PROBLEM REQUIREMENTS:
Can you find the lines of the listing that include "screenshot" and copy every one?

RECORDED INFORMATION:
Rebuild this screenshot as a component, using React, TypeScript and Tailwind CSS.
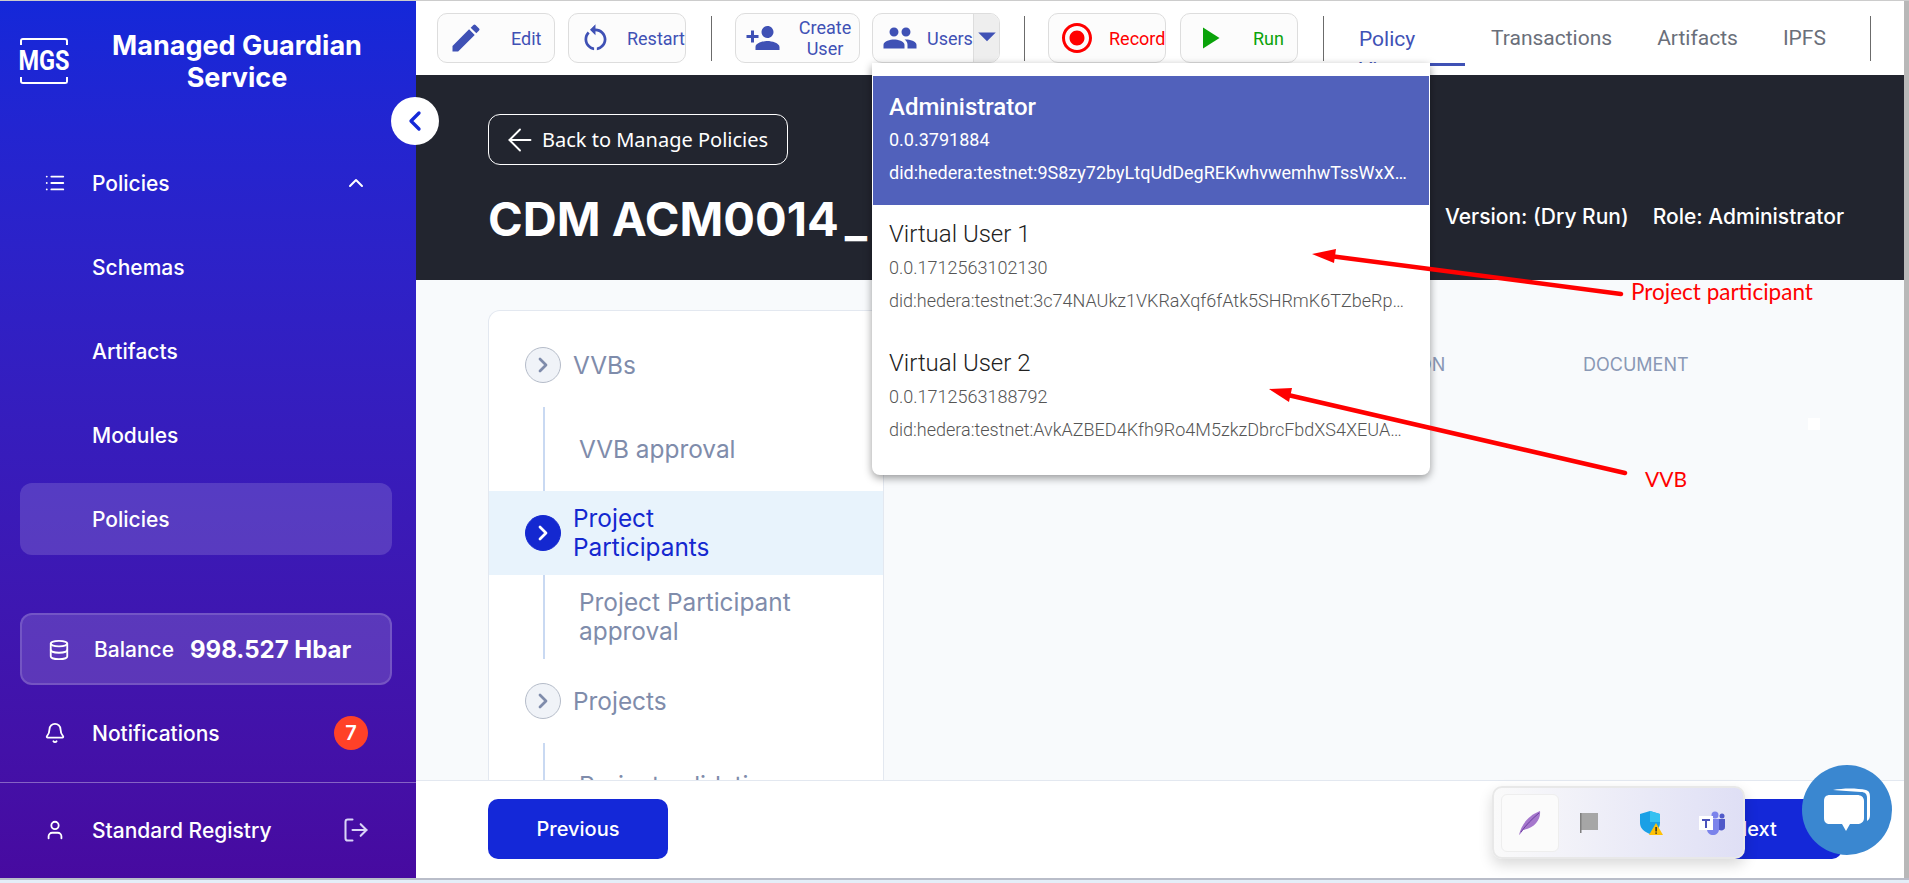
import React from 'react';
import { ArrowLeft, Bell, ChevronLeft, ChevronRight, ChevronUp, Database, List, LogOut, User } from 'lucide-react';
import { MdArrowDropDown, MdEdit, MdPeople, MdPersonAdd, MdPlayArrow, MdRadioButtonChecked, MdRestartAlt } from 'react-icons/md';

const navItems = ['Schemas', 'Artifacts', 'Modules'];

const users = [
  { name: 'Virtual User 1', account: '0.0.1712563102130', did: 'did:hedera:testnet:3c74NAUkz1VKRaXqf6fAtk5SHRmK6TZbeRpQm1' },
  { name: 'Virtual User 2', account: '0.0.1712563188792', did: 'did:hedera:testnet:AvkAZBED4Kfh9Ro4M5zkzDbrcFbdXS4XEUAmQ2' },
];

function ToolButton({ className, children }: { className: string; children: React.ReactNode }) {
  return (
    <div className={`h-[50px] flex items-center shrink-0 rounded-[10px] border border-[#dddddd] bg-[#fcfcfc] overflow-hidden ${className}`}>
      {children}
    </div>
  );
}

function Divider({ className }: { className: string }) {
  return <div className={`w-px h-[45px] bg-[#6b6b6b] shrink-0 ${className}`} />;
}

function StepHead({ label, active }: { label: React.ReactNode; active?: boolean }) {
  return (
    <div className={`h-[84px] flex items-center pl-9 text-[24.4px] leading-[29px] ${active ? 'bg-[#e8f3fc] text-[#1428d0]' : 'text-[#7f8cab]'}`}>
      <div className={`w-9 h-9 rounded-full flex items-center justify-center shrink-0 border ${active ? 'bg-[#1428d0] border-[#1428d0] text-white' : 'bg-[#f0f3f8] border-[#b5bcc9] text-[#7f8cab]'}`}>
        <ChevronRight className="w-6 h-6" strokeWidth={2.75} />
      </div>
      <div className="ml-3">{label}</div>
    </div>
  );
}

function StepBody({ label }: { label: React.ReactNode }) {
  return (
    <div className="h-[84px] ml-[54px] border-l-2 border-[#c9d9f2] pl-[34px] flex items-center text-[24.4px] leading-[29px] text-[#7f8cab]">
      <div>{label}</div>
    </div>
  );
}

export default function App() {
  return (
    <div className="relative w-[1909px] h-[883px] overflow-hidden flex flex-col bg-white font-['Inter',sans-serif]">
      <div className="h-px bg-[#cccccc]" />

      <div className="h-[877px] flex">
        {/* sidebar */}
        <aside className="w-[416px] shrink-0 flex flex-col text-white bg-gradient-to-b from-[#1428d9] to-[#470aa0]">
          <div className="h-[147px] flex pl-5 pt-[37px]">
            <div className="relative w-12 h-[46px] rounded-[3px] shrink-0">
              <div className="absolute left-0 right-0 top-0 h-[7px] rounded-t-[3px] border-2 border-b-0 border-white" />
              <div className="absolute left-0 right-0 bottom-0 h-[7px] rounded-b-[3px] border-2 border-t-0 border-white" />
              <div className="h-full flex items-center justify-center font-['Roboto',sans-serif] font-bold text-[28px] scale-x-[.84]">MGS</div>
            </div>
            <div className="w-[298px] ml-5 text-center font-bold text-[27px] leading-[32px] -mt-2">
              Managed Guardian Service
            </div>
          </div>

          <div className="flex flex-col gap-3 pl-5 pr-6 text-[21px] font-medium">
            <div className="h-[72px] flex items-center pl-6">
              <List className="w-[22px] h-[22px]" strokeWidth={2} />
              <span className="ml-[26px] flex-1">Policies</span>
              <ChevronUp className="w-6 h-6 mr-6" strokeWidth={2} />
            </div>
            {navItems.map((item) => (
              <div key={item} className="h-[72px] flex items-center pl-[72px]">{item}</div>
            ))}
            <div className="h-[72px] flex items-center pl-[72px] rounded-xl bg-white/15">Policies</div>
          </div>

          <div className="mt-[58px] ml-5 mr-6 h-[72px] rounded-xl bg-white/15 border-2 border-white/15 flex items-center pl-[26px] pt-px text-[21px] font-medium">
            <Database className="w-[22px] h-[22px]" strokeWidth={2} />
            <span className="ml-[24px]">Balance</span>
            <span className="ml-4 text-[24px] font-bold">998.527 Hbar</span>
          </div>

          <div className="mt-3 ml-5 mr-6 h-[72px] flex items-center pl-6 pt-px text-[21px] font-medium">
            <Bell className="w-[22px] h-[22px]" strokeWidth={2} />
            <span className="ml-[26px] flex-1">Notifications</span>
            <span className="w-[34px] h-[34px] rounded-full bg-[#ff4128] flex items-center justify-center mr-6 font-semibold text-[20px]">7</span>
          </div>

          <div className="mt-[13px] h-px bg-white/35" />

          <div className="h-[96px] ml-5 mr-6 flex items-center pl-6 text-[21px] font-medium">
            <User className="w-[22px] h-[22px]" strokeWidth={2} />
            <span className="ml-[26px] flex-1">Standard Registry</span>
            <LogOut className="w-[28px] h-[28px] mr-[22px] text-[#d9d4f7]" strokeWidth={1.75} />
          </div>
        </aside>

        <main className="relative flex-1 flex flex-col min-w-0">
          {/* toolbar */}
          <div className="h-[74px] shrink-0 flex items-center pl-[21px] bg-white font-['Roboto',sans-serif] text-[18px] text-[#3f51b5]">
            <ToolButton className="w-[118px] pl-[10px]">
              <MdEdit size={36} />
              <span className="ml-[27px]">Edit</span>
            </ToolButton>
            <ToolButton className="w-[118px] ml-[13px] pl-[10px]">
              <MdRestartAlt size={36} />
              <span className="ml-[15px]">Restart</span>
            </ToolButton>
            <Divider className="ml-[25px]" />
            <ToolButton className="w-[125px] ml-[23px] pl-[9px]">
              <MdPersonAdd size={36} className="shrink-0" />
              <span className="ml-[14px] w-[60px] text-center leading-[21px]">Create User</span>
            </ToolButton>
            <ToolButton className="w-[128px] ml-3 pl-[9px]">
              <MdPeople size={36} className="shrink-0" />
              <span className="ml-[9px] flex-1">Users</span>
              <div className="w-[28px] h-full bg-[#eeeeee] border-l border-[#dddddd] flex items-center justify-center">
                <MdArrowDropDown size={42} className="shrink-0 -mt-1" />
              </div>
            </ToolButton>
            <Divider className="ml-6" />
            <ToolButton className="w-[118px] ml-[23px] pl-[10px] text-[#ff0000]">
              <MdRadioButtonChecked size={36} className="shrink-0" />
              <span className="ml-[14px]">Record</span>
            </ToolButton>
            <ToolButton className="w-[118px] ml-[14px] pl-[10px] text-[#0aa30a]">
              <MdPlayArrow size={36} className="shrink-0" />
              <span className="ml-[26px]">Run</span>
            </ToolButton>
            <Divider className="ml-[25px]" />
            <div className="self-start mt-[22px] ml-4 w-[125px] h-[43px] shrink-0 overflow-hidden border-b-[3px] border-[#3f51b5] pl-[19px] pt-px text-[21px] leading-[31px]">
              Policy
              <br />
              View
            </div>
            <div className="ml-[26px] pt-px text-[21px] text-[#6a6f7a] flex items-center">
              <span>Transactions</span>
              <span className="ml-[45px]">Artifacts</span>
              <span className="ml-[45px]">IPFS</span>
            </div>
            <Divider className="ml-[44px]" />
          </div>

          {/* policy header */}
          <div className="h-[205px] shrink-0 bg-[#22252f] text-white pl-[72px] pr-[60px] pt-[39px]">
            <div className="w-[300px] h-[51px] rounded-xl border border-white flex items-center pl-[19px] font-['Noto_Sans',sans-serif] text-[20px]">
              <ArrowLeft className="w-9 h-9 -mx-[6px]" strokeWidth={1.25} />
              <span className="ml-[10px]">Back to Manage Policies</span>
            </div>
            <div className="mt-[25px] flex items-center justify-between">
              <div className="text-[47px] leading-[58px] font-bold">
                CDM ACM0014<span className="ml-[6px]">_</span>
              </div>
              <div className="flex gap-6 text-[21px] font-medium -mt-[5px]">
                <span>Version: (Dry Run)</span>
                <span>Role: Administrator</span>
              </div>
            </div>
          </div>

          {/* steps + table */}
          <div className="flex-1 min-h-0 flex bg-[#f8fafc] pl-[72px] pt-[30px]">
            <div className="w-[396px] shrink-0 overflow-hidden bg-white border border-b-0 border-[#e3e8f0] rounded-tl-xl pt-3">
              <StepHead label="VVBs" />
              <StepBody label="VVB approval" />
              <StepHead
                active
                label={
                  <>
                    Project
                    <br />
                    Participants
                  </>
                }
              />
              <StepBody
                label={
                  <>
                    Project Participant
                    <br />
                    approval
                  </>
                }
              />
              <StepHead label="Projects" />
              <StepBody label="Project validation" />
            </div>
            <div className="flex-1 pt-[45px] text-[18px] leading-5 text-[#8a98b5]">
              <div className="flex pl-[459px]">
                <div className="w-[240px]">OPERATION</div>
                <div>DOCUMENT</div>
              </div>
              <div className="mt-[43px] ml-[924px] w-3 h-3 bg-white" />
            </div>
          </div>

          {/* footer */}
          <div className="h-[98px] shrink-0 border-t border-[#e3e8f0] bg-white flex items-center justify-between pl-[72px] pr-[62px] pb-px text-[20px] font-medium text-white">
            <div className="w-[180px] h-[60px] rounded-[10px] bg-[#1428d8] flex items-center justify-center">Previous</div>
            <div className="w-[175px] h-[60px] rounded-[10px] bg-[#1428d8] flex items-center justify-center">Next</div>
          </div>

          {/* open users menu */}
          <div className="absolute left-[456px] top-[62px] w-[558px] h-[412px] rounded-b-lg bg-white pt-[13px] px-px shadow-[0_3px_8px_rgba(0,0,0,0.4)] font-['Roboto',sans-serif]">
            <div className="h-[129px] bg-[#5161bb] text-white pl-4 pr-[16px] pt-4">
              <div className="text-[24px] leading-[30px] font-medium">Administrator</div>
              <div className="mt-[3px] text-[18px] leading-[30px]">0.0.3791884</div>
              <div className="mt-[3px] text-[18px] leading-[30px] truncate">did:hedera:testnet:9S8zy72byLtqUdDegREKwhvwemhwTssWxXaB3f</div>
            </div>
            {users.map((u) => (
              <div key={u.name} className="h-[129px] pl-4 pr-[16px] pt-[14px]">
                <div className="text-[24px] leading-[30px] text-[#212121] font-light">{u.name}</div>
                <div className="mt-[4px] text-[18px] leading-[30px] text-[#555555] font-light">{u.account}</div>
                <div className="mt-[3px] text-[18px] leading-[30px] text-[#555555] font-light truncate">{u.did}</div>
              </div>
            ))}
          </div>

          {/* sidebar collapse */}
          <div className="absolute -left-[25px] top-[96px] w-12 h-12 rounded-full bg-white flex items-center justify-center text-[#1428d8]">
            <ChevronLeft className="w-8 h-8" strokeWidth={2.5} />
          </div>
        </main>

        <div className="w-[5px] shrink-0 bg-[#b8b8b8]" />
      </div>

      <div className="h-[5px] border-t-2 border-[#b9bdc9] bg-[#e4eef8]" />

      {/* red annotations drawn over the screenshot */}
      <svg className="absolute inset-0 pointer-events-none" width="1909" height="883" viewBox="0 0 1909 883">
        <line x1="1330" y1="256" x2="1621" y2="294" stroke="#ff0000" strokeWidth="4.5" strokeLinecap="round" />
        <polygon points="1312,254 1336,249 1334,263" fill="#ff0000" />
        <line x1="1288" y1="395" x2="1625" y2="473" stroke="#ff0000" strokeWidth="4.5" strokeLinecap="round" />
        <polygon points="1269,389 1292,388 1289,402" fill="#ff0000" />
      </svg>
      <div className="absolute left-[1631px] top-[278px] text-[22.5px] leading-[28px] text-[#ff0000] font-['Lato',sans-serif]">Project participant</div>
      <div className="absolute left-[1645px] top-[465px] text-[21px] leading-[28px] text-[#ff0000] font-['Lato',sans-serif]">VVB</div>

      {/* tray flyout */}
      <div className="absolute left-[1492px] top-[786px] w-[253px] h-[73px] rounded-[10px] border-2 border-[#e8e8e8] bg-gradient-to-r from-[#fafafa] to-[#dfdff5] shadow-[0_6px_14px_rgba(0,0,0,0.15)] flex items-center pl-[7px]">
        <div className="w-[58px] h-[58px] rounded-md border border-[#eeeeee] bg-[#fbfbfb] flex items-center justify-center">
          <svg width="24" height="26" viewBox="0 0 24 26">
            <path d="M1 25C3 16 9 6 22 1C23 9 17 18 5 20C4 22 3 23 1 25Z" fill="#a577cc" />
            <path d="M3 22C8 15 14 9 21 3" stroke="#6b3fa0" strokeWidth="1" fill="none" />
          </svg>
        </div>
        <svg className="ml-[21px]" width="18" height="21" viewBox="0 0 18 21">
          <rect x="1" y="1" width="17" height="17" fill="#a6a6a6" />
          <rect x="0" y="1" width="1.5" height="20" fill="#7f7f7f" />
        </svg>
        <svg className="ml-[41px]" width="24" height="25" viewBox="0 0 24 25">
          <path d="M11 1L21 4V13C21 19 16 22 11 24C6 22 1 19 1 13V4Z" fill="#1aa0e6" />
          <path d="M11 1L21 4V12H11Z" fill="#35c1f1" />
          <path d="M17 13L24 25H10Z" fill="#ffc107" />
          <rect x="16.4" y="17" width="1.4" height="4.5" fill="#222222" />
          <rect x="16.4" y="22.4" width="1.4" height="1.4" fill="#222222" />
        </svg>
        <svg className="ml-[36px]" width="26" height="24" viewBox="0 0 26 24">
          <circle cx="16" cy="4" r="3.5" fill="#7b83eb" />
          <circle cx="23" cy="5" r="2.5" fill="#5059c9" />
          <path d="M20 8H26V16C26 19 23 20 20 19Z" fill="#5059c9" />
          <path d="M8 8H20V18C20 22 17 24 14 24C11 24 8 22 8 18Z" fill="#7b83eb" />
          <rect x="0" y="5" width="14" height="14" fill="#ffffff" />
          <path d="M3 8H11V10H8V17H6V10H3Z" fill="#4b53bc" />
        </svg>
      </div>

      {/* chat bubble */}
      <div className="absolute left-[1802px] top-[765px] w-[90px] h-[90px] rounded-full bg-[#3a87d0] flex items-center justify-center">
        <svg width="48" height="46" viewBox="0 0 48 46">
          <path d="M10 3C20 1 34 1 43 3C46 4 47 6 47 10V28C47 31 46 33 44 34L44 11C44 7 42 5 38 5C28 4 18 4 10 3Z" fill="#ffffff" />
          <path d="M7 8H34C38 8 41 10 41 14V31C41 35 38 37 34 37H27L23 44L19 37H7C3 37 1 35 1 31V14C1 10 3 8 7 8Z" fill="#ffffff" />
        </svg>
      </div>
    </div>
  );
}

ANSWER IN FULL:
Rebuild this screenshot as a component, using React, TypeScript and Tailwind CSS.
      {/* red annotations drawn over the screenshot */}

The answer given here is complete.